Copy each line below in which the word "React" occurs.
--- begin DATASET EXTRACT ---
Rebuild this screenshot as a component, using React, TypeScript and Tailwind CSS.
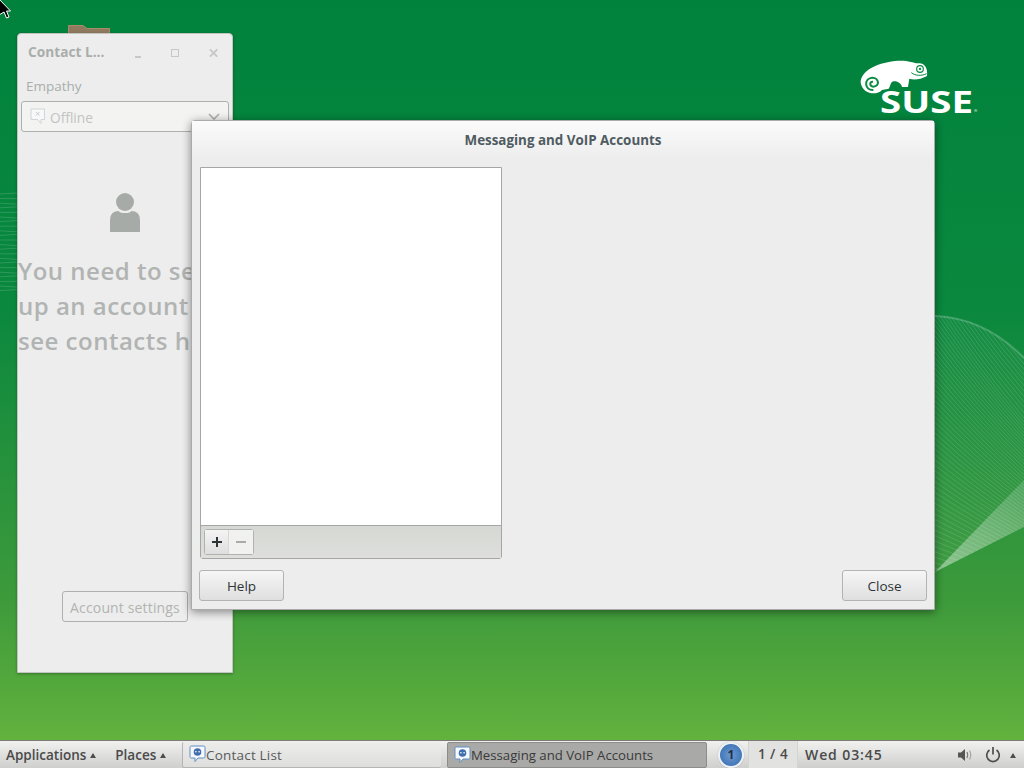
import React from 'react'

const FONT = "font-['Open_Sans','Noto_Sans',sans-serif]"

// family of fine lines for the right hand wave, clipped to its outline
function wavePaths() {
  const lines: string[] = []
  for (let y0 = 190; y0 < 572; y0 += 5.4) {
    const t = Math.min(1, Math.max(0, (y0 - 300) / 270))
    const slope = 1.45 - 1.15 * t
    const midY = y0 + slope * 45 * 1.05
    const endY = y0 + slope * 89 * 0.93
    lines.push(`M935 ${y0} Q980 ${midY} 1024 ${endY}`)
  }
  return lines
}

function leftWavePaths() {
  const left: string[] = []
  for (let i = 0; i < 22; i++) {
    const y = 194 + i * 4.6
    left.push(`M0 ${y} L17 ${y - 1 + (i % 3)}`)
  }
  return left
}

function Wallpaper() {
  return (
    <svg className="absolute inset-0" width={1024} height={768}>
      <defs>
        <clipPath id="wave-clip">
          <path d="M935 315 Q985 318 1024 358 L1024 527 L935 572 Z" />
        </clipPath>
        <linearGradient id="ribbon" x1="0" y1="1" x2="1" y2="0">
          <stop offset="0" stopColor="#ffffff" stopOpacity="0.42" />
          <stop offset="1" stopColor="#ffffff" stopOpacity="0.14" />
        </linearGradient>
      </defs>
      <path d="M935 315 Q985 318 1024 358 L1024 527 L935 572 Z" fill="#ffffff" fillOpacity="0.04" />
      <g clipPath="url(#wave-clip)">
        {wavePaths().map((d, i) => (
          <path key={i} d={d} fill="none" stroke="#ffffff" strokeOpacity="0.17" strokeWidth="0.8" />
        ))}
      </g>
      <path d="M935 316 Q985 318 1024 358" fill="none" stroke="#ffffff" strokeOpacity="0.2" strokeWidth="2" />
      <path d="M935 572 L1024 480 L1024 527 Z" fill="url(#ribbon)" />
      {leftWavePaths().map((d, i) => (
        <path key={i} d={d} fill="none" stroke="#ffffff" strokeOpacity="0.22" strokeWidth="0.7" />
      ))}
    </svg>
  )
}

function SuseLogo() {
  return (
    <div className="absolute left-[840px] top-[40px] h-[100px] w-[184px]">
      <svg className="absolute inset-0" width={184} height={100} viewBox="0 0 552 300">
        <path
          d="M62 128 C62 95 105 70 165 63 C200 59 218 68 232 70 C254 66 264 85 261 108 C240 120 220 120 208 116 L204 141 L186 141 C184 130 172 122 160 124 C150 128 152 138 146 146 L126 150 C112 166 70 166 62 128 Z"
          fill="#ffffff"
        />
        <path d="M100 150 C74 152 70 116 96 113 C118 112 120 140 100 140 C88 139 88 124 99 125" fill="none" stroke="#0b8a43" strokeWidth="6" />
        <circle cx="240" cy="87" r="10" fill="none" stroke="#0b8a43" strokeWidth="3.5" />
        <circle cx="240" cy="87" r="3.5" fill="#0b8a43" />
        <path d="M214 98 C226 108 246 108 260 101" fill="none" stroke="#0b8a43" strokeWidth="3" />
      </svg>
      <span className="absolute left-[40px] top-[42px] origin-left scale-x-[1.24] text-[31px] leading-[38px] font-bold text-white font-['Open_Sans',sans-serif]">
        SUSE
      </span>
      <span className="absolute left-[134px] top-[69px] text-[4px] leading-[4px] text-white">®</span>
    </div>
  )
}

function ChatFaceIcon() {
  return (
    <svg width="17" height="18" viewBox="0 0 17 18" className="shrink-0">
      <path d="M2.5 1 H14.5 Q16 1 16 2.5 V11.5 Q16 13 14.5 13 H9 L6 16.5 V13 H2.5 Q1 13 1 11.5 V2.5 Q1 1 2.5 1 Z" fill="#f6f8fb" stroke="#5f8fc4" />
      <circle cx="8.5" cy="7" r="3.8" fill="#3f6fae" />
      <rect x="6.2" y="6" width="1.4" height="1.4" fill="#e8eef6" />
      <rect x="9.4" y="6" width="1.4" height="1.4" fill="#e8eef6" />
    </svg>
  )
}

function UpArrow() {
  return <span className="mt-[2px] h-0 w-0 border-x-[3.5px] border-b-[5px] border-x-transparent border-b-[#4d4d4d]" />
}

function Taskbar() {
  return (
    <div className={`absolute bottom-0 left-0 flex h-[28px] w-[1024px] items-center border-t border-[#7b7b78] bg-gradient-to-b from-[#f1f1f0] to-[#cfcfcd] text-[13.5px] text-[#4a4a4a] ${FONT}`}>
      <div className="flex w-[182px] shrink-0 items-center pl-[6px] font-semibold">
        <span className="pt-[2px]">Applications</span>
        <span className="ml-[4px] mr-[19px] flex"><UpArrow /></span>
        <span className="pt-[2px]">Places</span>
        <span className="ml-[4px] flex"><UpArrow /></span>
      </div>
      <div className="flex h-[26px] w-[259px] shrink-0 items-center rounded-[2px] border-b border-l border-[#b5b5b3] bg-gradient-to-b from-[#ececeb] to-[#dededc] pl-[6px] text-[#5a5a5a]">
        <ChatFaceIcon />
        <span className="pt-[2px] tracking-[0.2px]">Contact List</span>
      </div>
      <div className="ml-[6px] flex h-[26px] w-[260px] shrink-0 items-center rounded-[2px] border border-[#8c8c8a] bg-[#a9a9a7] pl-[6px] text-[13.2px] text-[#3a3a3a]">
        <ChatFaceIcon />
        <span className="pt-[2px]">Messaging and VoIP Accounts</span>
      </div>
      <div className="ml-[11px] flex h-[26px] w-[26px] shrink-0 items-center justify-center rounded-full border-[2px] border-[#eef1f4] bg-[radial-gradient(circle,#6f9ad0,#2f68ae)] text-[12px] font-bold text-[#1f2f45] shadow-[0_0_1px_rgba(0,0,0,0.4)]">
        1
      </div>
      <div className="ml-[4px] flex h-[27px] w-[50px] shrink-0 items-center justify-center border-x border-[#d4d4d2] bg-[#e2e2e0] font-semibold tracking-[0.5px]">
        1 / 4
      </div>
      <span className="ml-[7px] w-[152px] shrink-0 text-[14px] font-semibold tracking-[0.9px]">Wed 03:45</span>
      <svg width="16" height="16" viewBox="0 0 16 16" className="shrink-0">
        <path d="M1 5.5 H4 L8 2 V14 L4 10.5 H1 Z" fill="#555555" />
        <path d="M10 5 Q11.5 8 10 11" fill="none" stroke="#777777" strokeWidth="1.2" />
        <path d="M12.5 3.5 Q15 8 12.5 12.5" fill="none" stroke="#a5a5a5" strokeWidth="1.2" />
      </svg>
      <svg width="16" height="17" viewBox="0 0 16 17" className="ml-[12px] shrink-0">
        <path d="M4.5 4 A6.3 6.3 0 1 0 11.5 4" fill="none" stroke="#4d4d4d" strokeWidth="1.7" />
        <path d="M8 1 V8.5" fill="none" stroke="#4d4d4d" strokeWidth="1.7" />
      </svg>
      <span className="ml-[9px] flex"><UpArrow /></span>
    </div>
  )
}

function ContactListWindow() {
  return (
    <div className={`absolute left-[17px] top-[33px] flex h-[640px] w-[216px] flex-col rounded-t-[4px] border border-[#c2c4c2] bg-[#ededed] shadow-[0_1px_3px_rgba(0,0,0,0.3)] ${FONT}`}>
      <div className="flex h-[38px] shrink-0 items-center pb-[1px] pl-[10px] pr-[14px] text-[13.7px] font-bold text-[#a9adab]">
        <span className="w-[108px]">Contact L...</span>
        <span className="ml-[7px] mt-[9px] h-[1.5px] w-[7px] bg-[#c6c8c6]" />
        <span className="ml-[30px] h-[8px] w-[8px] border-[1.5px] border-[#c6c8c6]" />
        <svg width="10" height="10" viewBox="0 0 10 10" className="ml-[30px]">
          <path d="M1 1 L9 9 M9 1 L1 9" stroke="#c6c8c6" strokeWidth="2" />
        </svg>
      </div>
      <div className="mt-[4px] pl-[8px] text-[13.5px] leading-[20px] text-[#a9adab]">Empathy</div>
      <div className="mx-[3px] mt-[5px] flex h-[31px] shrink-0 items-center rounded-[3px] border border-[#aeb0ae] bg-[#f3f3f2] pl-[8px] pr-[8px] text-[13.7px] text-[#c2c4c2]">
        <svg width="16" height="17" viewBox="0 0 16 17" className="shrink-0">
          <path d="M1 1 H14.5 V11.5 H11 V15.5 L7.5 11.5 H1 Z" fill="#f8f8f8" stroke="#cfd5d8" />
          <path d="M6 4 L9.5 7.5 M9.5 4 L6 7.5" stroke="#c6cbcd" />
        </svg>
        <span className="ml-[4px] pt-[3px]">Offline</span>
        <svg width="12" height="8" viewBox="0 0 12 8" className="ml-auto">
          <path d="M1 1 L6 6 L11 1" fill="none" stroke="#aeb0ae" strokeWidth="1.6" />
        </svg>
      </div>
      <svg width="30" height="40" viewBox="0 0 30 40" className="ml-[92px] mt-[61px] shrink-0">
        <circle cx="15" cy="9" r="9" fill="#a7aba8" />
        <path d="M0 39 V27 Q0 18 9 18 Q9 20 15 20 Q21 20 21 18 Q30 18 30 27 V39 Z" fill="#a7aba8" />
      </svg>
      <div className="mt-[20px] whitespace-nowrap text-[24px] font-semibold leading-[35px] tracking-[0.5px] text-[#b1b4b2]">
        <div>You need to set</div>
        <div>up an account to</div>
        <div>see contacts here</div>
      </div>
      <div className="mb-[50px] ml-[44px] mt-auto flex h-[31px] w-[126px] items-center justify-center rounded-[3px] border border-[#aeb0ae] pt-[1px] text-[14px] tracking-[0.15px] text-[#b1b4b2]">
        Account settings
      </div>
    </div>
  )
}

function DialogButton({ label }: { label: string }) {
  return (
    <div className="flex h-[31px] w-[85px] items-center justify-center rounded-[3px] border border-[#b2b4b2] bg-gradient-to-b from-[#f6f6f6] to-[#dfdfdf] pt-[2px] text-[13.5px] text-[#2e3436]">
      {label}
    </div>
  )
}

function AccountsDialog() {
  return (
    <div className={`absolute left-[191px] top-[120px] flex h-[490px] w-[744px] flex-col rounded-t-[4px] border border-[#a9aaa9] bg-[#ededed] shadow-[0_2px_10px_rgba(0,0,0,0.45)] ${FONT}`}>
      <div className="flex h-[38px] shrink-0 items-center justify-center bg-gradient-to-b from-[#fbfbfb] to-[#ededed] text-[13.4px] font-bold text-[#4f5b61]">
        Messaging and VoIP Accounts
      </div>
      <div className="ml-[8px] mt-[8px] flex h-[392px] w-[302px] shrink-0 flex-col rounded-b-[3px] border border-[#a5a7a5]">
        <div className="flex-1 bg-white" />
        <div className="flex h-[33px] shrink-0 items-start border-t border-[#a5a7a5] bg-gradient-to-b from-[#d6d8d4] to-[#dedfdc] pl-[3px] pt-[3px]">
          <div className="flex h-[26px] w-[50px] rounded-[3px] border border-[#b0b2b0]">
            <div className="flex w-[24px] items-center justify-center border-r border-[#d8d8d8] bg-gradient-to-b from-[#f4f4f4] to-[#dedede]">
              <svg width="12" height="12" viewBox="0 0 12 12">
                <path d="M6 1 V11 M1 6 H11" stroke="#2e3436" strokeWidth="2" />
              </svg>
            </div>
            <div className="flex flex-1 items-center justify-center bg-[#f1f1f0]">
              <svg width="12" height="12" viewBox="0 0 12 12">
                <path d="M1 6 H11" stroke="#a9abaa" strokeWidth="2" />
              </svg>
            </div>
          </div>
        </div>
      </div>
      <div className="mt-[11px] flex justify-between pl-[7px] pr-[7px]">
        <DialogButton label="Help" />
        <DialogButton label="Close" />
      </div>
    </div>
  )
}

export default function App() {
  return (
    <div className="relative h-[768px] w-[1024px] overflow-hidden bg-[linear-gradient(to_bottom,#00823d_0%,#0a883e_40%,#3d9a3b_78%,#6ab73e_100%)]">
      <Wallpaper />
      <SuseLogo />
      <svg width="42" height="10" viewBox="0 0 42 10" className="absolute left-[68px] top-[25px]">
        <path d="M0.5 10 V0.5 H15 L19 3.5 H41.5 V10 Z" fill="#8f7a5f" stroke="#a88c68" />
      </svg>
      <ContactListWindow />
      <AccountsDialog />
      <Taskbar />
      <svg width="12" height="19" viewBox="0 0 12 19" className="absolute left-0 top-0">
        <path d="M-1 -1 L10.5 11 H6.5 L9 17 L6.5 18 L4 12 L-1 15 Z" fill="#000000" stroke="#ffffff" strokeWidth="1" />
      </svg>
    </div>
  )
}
--- end DATASET EXTRACT ---
_WRITTEN ANSWER_:
Rebuild this screenshot as a component, using React, TypeScript and Tailwind CSS.
import React from 'react'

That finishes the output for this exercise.